- Korea Republic have never qualified for a Women’s Olympic Football Tournament
- Top-scorer Ji Soyun is determined to seal an Olympic berth
- Today marks International Olympic Day
Korea Republic have represented Asia at the FIFA Women’s World Cup on three occasions™ but their international prominence has yet to extend to the Women’s Olympic Football Tournament. The Taegeuk Ladies have tried and failed on six occasions to win their way to an Olympic Games, and current superstar Ji Soyun is desperate to end that barren run.
Korea Republic are just 180 minutes away from a breakthrough with a play-off against China PR standing in their way of maiden Olympic qualification. The two-legged showdown, originally scheduled for March, has twice been postponed due to COVID-19, with February 2021 confirmed as the new dates.
“We have tried hard in qualifying for the past Olympic Games only to disappoint on each occasion,” the 29-year-old Chelsea midfielder Ji told FIFA.com. “Now we have a chance.
“To be honest, I think this is a good opportunity for us to qualify for the Olympics for the first time. I hope my dream of participating in the Olympics will come true.
“I respect the Olympic spirit of contributing to world peace through sports,” added Ji in reference to International Olympic Day. “I would like to commemorate the birth of the Olympics with all those who love sports.”

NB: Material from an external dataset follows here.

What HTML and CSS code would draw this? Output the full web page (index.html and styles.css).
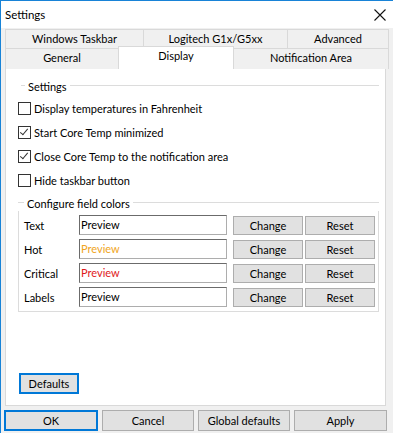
FILE: index.html
```html
<!DOCTYPE html>
<html lang="en">
<head>
    <meta charset="UTF-8">
    <title>Settings</title>
    <link rel="stylesheet" href="styles.css">
</head>
<body>
    <div class="window">
        <div class="titlebar">
            <span class="title">Settings</span>
            <svg class="close" width="12" height="12" viewBox="0 0 12 12">
                <path d="M0.5 0.5 L11.5 11.5 M11.5 0.5 L0.5 11.5" stroke="#111" stroke-width="1.1" fill="none"/>
            </svg>
        </div>
        <div class="dialog">
            <div class="tabs">
                <div class="tabrow back">
                    <div class="tab">Windows Taskbar</div>
                    <div class="tab">Logitech G1x/G5xx</div>
                    <div class="tab">Advanced</div>
                </div>
                <div class="tabrow front">
                    <div class="tab">General</div>
                    <div class="tab selected">Display</div>
                    <div class="tab">Notification Area</div>
                </div>
            </div>
            <div class="panel">
                <div class="group flat">
                    <div class="legend"><span>Settings</span></div>
                    <label class="check"><span class="box"></span>Display temperatures in Fahrenheit</label>
                    <label class="check"><span class="box checked"></span>Start Core Temp minimized</label>
                    <label class="check"><span class="box checked"></span>Close Core Temp to the notification area</label>
                    <label class="check"><span class="box"></span>Hide taskbar button</label>
                </div>
                <div class="group colors">
                    <div class="legend"><span>Configure field colors</span></div>
                    <div class="color-row">
                        <span class="name">Text</span>
                        <div class="preview">Preview</div>
                        <button class="btn">Change</button>
                        <button class="btn">Reset</button>
                    </div>
                    <div class="color-row">
                        <span class="name">Hot</span>
                        <div class="preview hot">Preview</div>
                        <button class="btn">Change</button>
                        <button class="btn">Reset</button>
                    </div>
                    <div class="color-row">
                        <span class="name">Critical</span>
                        <div class="preview critical">Preview</div>
                        <button class="btn">Change</button>
                        <button class="btn">Reset</button>
                    </div>
                    <div class="color-row">
                        <span class="name">Labels</span>
                        <div class="preview">Preview</div>
                        <button class="btn">Change</button>
                        <button class="btn">Reset</button>
                    </div>
                </div>
                <button class="btn focus defaults">Defaults</button>
            </div>
            <div class="footer">
                <button class="btn focus">OK</button>
                <button class="btn">Cancel</button>
                <button class="btn">Global defaults</button>
                <button class="btn">Apply</button>
            </div>
        </div>
    </div>
</body>
</html>
```

FILE: styles.css
```css
body {
    margin: 0;
    font-family: Lato, "Noto Sans", sans-serif;
    font-size: 11px;
    color: #000;
    background: #f0f0f0;
}
.window {
    width: 392px;
    height: 432px;
    border-left: 1px solid #1883d7;
    border-top: 1px solid #1883d7;
    background: #f0f0f0;
    overflow: hidden;
}
.titlebar {
    height: 27px;
    background: #fff;
    display: flex;
    align-items: center;
    justify-content: space-between;
    padding: 0 7px 0 4px;
}
.title {
    font-size: 11.5px;
}
.dialog {
    padding: 1px 4px 0 4px;
}
.tabs {
    width: 383px;
}
.tabrow {
    display: grid;
    height: 19px;
}
.back {
    grid-template-columns: 138px 144px 101px;
}
.front {
    grid-template-columns: 113px 115px 155px;
}
.tab {
    border: 1px solid #d9d9d9;
    border-bottom: none;
    margin-right: -1px;
    text-align: center;
    line-height: 18px;
    background: #f0f0f0;
}
.tab.selected {
    background: #fff;
    margin-top: -2px;
    height: 22px;
    line-height: 18px;
    position: relative;
    z-index: 1;
}
.panel {
    width: 381px;
    background: #fff;
    border: 1px solid #d9d9d9;
    padding: 0 8px 0 12px;
    box-sizing: border-box;
    height: 339px;
    display: flex;
    flex-direction: column;
}
.legend {
    display: flex;
    align-items: center;
    height: 16px;
}
.legend span {
    padding: 0 3px;
    background: #fff;
}
.flat {
    margin: 10px 0 0 3px;
    width: 358px;
}
.flat .legend {
    background: linear-gradient(#fff 7px, #dcdcdc 7px, #dcdcdc 8px, #fff 8px);
    padding-left: 4px;
}
.check {
    display: flex;
    align-items: center;
    height: 24px;
    margin-left: -3px;
}
.flat .legend + .check {
    margin-top: 2px;
}
.box {
    width: 11px;
    height: 11px;
    border: 1px solid #333;
    margin-right: 3px;
    position: relative;
    background: #fff;
}
.box.checked::after {
    content: "";
    position: absolute;
    left: 3px;
    top: 0px;
    width: 3px;
    height: 7px;
    border: solid #333;
    border-width: 0 1.5px 1.5px 0;
    transform: rotate(40deg);
}
.colors {
    margin-top: 11px;
    width: 361px;
    height: 109px;
    border: 1px solid #dcdcdc;
    border-top: none;
    box-sizing: border-box;
    padding: 0 0 0 5px;
}
.colors .legend {
    margin-top: -8px;
    background: linear-gradient(#fff 7px, #dcdcdc 7px, #dcdcdc 8px, #fff 8px);
    margin-left: -6px;
    margin-right: -1px;
    padding-left: 6px;
}
.color-row {
    display: grid;
    grid-template-columns: 53px 152px 70px 70px;
    column-gap: 2px;
    align-items: center;
    height: 24px;
}
.colors .legend + .color-row {
    margin-top: 2px;
}
.preview {
    height: 18px;
    border: 1px solid #adadad;
    border-top-color: #6b6b6b;
    border-left-color: #6b6b6b;
    line-height: 18px;
    padding-left: 1px;
    background: #fff;
    margin-right: 4px;
}
.preview.hot {
    color: #f0a524;
}
.preview.critical {
    color: #e0181b;
}
.btn {
    font-family: inherit;
    font-size: 11px;
    color: #000;
    background: #e1e1e1;
    border: 1px solid #adadad;
    height: 19px;
    padding: 0;
    line-height: 15px;
}
.btn.focus {
    border: 2px solid #0078d7;
}
.defaults {
    width: 60px;
    height: 21px;
    margin-top: auto;
    margin-bottom: 11px;
    margin-left: 1px;
}
.footer {
    display: grid;
    grid-template-columns: 94px 92px 92px 93px;
    column-gap: 4px;
    padding-top: 4px;
    margin-left: -1px;
}
.footer .btn {
    height: 21px;
}
```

With an incredible 61 goals from 125 international appearances, Ji is Korea Republic’s all-time top-scorer and the second most-capped player. Her 14-year international career has been littered with highlights including finding the net in competitions ranging from the EAFF (East Asian) Championship, the AFC Women’s Asian Cup and even the Women’s World Cup, where she was on target in a 2-2 draw against Costa Rica at Canada 2015. The only thing missing from the resume is an Olympic goal.
Ji, however, is all too aware they face a massive challenge against China. They lost 1-0 against their neighbouring rivals in the 2019 Four Nations Tournament, before playing out a goalless draw in last December’s East Asian Championship.
“We have faced up against China many times and we know each other very well,” Ji said. “So the final results may largely depend on which side makes fewer mistakes.”
Transformation under Bell
The team’s progress under new boss Colin Bell has provided Ji with added confidence. Since taking over last October, the former Republic of Ireland women’s team coach has injected new blood into the side. With the fresh faces providing added impetus, the team excelled during Asia’s third round of Olympic qualifying by winning their group in confident fashion.
“We have many young players in the team now and they provide fresh drive,” said Ji. “Good changes have taken place under him during a short period and we are looking to make further progress.
“It was a good start for the team and the new coach. It was coach Bell’s first major competition in charge. There were changes of positions and roles and everything looked new. But I think we have got used to it very well.”
Ji, meanwhile, remains the team’s talismanic figure. She struck three times during the third round, completing a brace in a 7-0 rout of Myanmar before sealing a 3-0 victory against Vietnam.
“Coach Bell needs me to play a central role and to lead the young players by example,” she explained. “As one of the veteran players, I should help and support the team with my experiences.”
The new play-off schedule sees Korea Republic set to play at home on 19 February, before travelling to China for the return five days later. With the decider kicking off in a little less than eight months’ time, Ji sounded confident of entering the showdown well-prepared.
“COVID-19 did pose difficulties for us this year but the postponement gives us more time to prepare. We will work hard and get ourselves ready for the play-off. Everyone in the team thinks we must achieve our [Olympic qualification] goal this time around.”